- [Information shown]:
- - -

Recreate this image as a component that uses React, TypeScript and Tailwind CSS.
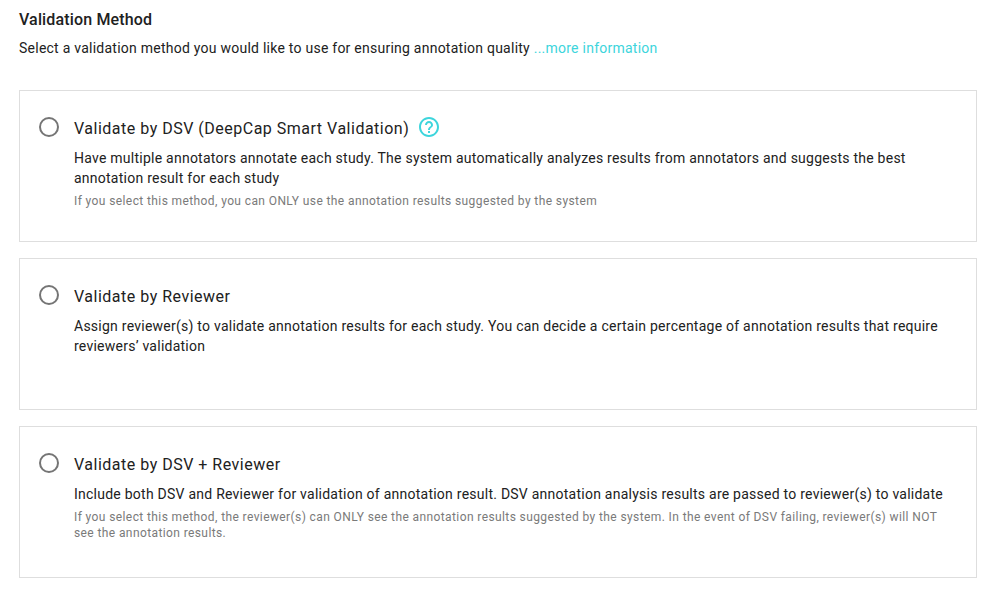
import React from "react";

type Option = { title: string; body: string; note?: string; help?: boolean };

const options: Option[] = [
  {
    title: "Validate by DSV (DeepCap Smart Validation)",
    body: "Have multiple annotators annotate each study. The system automatically analyzes results from annotators and suggests the best annotation result for each study",
    note: "If you select this method, you can ONLY use the annotation results suggested by the system",
    help: true,
  },
  {
    title: "Validate by Reviewer",
    body: "Assign reviewer(s) to validate annotation results for each study. You can decide a certain percentage of annotation results that require reviewers’ validation",
  },
  {
    title: "Validate by DSV + Reviewer",
    body: "Include both DSV and Reviewer for validation of annotation result. DSV annotation analysis results are passed to reviewer(s) to validate",
    note: "If you select this method, the reviewer(s) can ONLY see the annotation results suggested by the system. In the event of DSV failing, reviewer(s) will NOT see the annotation results.",
  },
];

function HelpIcon() {
  return (
    <svg viewBox="0 0 24 24" className="ml-2 size-6 shrink-0 fill-[#3dd5dc]">
      <path d="M11 18h2v-2h-2v2zm1-16C6.48 2 2 6.48 2 12s4.48 10 10 10 10-4.48 10-10S17.52 2 12 2zm0 18c-4.41 0-8-3.59-8-8s3.59-8 8-8 8 3.59 8 8-3.59 8-8 8zm0-14c-2.21 0-4 1.79-4 4h2c0-1.1.9-2 2-2s2 .9 2 2c0 2-3 1.75-3 5h2c0-2.25 3-2.5 3-5 0-2.21-1.79-4-4-4z" />
    </svg>
  );
}

function Card({ title, body, note, help }: Option) {
  return (
    <label className="flex h-[152px] border border-[#dedede] pl-[19px] pr-[26px] pt-[26px]">
      <span className="size-5 shrink-0 rounded-full border-2 border-[#757575]" />
      <div className="ml-[15px] flex-1">
        <div className="-mt-0.5 flex h-6 items-center text-base tracking-[0.5px]">
          <span className="pt-[3px]">{title}</span>
          {help && <HelpIcon />}
        </div>
        <p className="mt-[9px] text-sm leading-5 tracking-[0.245px]">{body}</p>
        {note && <p className="mt-[5px] text-xs leading-4 tracking-[0.396px] text-[#7a7a7a]">{note}</p>}
      </div>
    </label>
  );
}

export default function App() {
  return (
    <main className="h-[589px] bg-white pl-[19px] pr-[13px] pt-2 font-['Roboto',sans-serif] text-[#212121]">
      <h1 className="text-base font-medium leading-6 tracking-[0.15px]">Validation Method</h1>
      <p className="mt-[6px] text-sm leading-5 tracking-[0.245px]">
        Select a validation method you would like to use for ensuring annotation quality{" "}
        <a className="text-[#3dd5dc]">...more information</a>
      </p>
      <section className="mt-8 flex flex-col gap-4">
        {options.map((o) => (
          <Card key={o.title} {...o} />
        ))}
      </section>
    </main>
  );
}
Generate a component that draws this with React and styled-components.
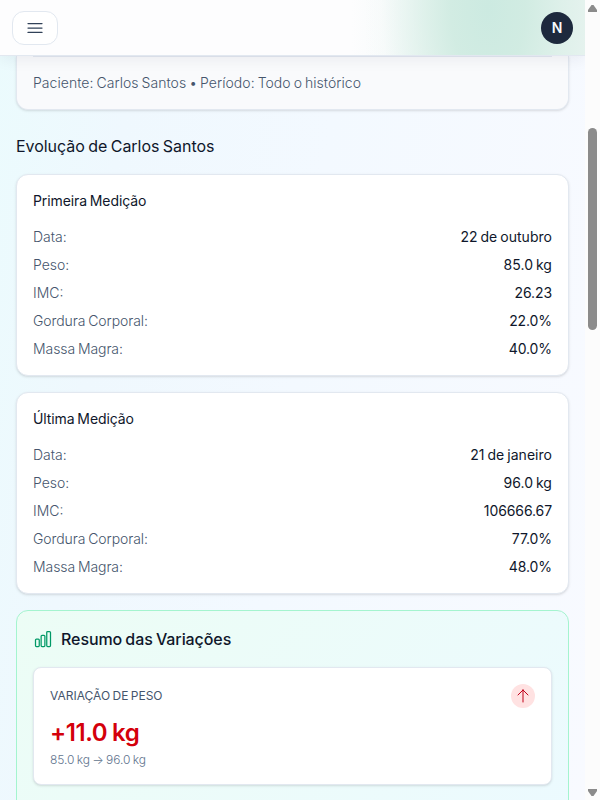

- - -

- [Aim of the task]: Make an exact reproduction of the listing above, without any pictures.

- [Exercise answer]:
Recreate this image as a component that uses React, TypeScript and Tailwind CSS.
import React from "react";

type Option = { title: string; body: string; note?: string; help?: boolean };

const options: Option[] = [
  {
    title: "Validate by DSV (DeepCap Smart Validation)",
    body: "Have multiple annotators annotate each study. The system automatically analyzes results from annotators and suggests the best annotation result for each study",
    note: "If you select this method, you can ONLY use the annotation results suggested by the system",
    help: true,
  },
  {
    title: "Validate by Reviewer",
    body: "Assign reviewer(s) to validate annotation results for each study. You can decide a certain percentage of annotation results that require reviewers’ validation",
  },
  {
    title: "Validate by DSV + Reviewer",
    body: "Include both DSV and Reviewer for validation of annotation result. DSV annotation analysis results are passed to reviewer(s) to validate",
    note: "If you select this method, the reviewer(s) can ONLY see the annotation results suggested by the system. In the event of DSV failing, reviewer(s) will NOT see the annotation results.",
  },
];

function HelpIcon() {
  return (
    <svg viewBox="0 0 24 24" className="ml-2 size-6 shrink-0 fill-[#3dd5dc]">
      <path d="M11 18h2v-2h-2v2zm1-16C6.48 2 2 6.48 2 12s4.48 10 10 10 10-4.48 10-10S17.52 2 12 2zm0 18c-4.41 0-8-3.59-8-8s3.59-8 8-8 8 3.59 8 8-3.59 8-8 8zm0-14c-2.21 0-4 1.79-4 4h2c0-1.1.9-2 2-2s2 .9 2 2c0 2-3 1.75-3 5h2c0-2.25 3-2.5 3-5 0-2.21-1.79-4-4-4z" />
    </svg>
  );
}

function Card({ title, body, note, help }: Option) {
  return (
    <label className="flex h-[152px] border border-[#dedede] pl-[19px] pr-[26px] pt-[26px]">
      <span className="size-5 shrink-0 rounded-full border-2 border-[#757575]" />
      <div className="ml-[15px] flex-1">
        <div className="-mt-0.5 flex h-6 items-center text-base tracking-[0.5px]">
          <span className="pt-[3px]">{title}</span>
          {help && <HelpIcon />}
        </div>
        <p className="mt-[9px] text-sm leading-5 tracking-[0.245px]">{body}</p>
        {note && <p className="mt-[5px] text-xs leading-4 tracking-[0.396px] text-[#7a7a7a]">{note}</p>}
      </div>
    </label>
  );
}

export default function App() {
  return (
    <main className="h-[589px] bg-white pl-[19px] pr-[13px] pt-2 font-['Roboto',sans-serif] text-[#212121]">
      <h1 className="text-base font-medium leading-6 tracking-[0.15px]">Validation Method</h1>
      <p className="mt-[6px] text-sm leading-5 tracking-[0.245px]">
        Select a validation method you would like to use for ensuring annotation quality{" "}
        <a className="text-[#3dd5dc]">...more information</a>
      </p>
      <section className="mt-8 flex flex-col gap-4">
        {options.map((o) => (
          <Card key={o.title} {...o} />
        ))}
      </section>
    </main>
  );
}
Generate a component that draws this with React and styled-components.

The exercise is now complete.